Obsédé par les émigrés et l’Islam, il voudrait expulser deux millions d’étrangers au cours de ses cinq ans de présidence, lui qui vilipende «la théologie des droits de l’homme» et vomit le pouvoir des femmes et le féminisme.
Pourquoi cette inextinguible haine contre l’Islam et la culture arabo-musulmane**?
Un roman qu’l a écrit en 2006, «Petit frère», paru chez Denoël à Paris, pourrait éclairer cette attitude si proche de la pathologie. Le livre puise sa substance dans un affreux drame qui a eu lieu à Paris en novembre 2003 : le meurtre d’un jeune DJ juif par un voisin de palier arabe violent. L’auteur souffrait de schizophrénie et fut définitivement reconnu, en 2010, irresponsable pénalement en raison de l’abolition de son discernement, d’après Wikipédia. Le psychiatre affirma que le crime n’était pas «antisémite mais un acte délirant». La magistrate en charge du dossier retint la folie et rejeta la circonstance aggravante de l’antisémitisme.
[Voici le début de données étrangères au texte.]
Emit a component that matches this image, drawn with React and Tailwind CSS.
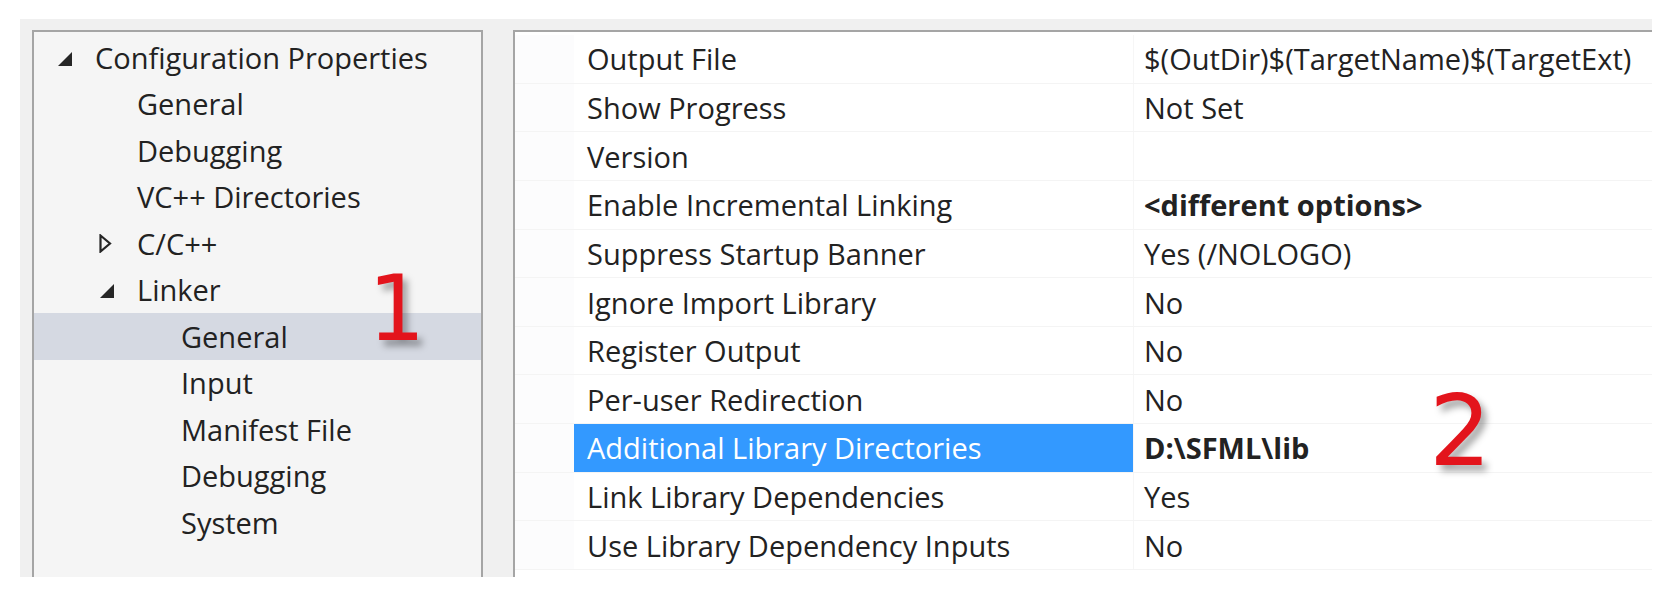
import React from 'react';

const tree = [
  { label: 'Configuration Properties', level: 0, icon: 'open' },
  { label: 'General', level: 1 },
  { label: 'Debugging', level: 1 },
  { label: 'VC++ Directories', level: 1 },
  { label: 'C/C++', level: 1, icon: 'closed' },
  { label: 'Linker', level: 1, icon: 'open' },
  { label: 'General', level: 2, selected: true },
  { label: 'Input', level: 2 },
  { label: 'Manifest File', level: 2 },
  { label: 'Debugging', level: 2 },
  { label: 'System', level: 2 },
];

const indent = ['pl-[19px]', 'pl-[61px]', 'pl-[105px]'];

const props = [
  ['Output File', '$(OutDir)$(TargetName)$(TargetExt)'],
  ['Show Progress', 'Not Set'],
  ['Version', ''],
  ['Enable Incremental Linking', '<different options>', true],
  ['Suppress Startup Banner', 'Yes (/NOLOGO)'],
  ['Ignore Import Library', 'No'],
  ['Register Output', 'No'],
  ['Per-user Redirection', 'No'],
  ['Additional Library Directories', 'D:\\SFML\\lib', true, true],
  ['Link Library Dependencies', 'Yes'],
  ['Use Library Dependency Inputs', 'No'],
];

function Arrow({ type }) {
  if (type === 'open') {
    return (
      <svg width="16" height="16" viewBox="0 0 16 16" className="shrink-0 mt-[3px]">
        <path d="M15 1 L15 15 L1 15 Z" fill="#262626" />
      </svg>
    );
  }
  return (
    <svg width="13" height="19" viewBox="0 0 13 19" className="shrink-0">
      <path d="M1.5 1.5 L11 9.5 L1.5 17.5 Z" fill="none" stroke="#262626" strokeWidth="2.2" strokeLinejoin="miter" />
    </svg>
  );
}

function TreeRow({ item }) {
  return (
    <div
      className={`flex items-center h-[46.5px] ${indent[item.level]} ${
        item.selected ? 'bg-[#d5d9e2]' : ''
      }`}
    >
      <div className="w-[42px] shrink-0 flex items-center pl-[4px]">
        {item.icon && <Arrow type={item.icon} />}
      </div>
      <span className="text-[#222]">{item.label}</span>
    </div>
  );
}

function PropRow({ name, value, bold, selected }) {
  return (
    <div className="flex h-[48.65px] border-b border-[#f4f4f4]">
      <div className="w-[59px] bg-[#fcfcfd]" />
      <div
        className={`w-[559px] flex items-center pl-[13px] ${
          selected ? 'bg-[#3399ff] text-white' : 'text-[#222]'
        }`}
      >
        {name}
      </div>
      <div
        className={`flex-1 flex items-center pl-[10px] border-l border-[#f6f6f6] text-[#222] ${
          bold ? 'font-bold' : ''
        }`}
      >
        {value}
      </div>
    </div>
  );
}

export default function App() {
  return (
    <div className="relative w-[1662px] h-[600px] bg-white pt-[19px] pl-[20px] font-['Open_Sans',sans-serif] text-[29px] leading-none">
      <div className="flex w-[1632px] h-[558px] bg-[#f0f0f0] pt-[11px] pl-[12px]">
        <div className="w-[451px] h-full border-t-2 border-l-2 border-r-2 border-[#a5a5a5] bg-[#f5f5f5] pt-[2px]">
          {tree.map((item, i) => (
            <TreeRow key={i} item={item} />
          ))}
        </div>
        <div className="ml-[30px] flex-1 h-full border-t-2 border-l-2 border-[#a5a5a5] bg-white pt-[3px] overflow-hidden">
          {props.map(([name, value, bold, selected], i) => (
            <PropRow key={i} name={name} value={value} bold={bold} selected={selected} />
          ))}
        </div>
      </div>

      {/* callout numbers */}
      <span className="absolute left-[368px] top-[264px] font-['DejaVu_Sans',sans-serif] text-[90px] leading-none text-[#e3141c] [text-shadow:5px_6px_7px_rgba(0,0,0,0.35)]">
        1
      </span>
      <span className="absolute left-[1429px] top-[382px] font-['DejaVu_Sans',sans-serif] text-[98px] leading-none text-[#e3141c] [text-shadow:5px_6px_7px_rgba(0,0,0,0.35)]">
        2
      </span>
    </div>
  );
}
En vérité, il ne sert à rien de polémiquer avec lui ni de dénoncer ses erreurs. Les arguments rationnels ont peu de chance d’atteindre ce polémiste professionnel. La Raison mettrait à terre son fonds de commerce.
Mohamed Larbi Bouguerra
** Les 16 et 17 février 2022, s’est tenue au Palais de l’UNESCO, à Paris la 2ème conférence de Paris « L’Islam au XXIème siècle » dont le thème était cette année : «Islam et identités : entre culte et cultures.» Une revue trimestrielle est consacrée à «l’Islam au XXI ème siècle» depuis 2019.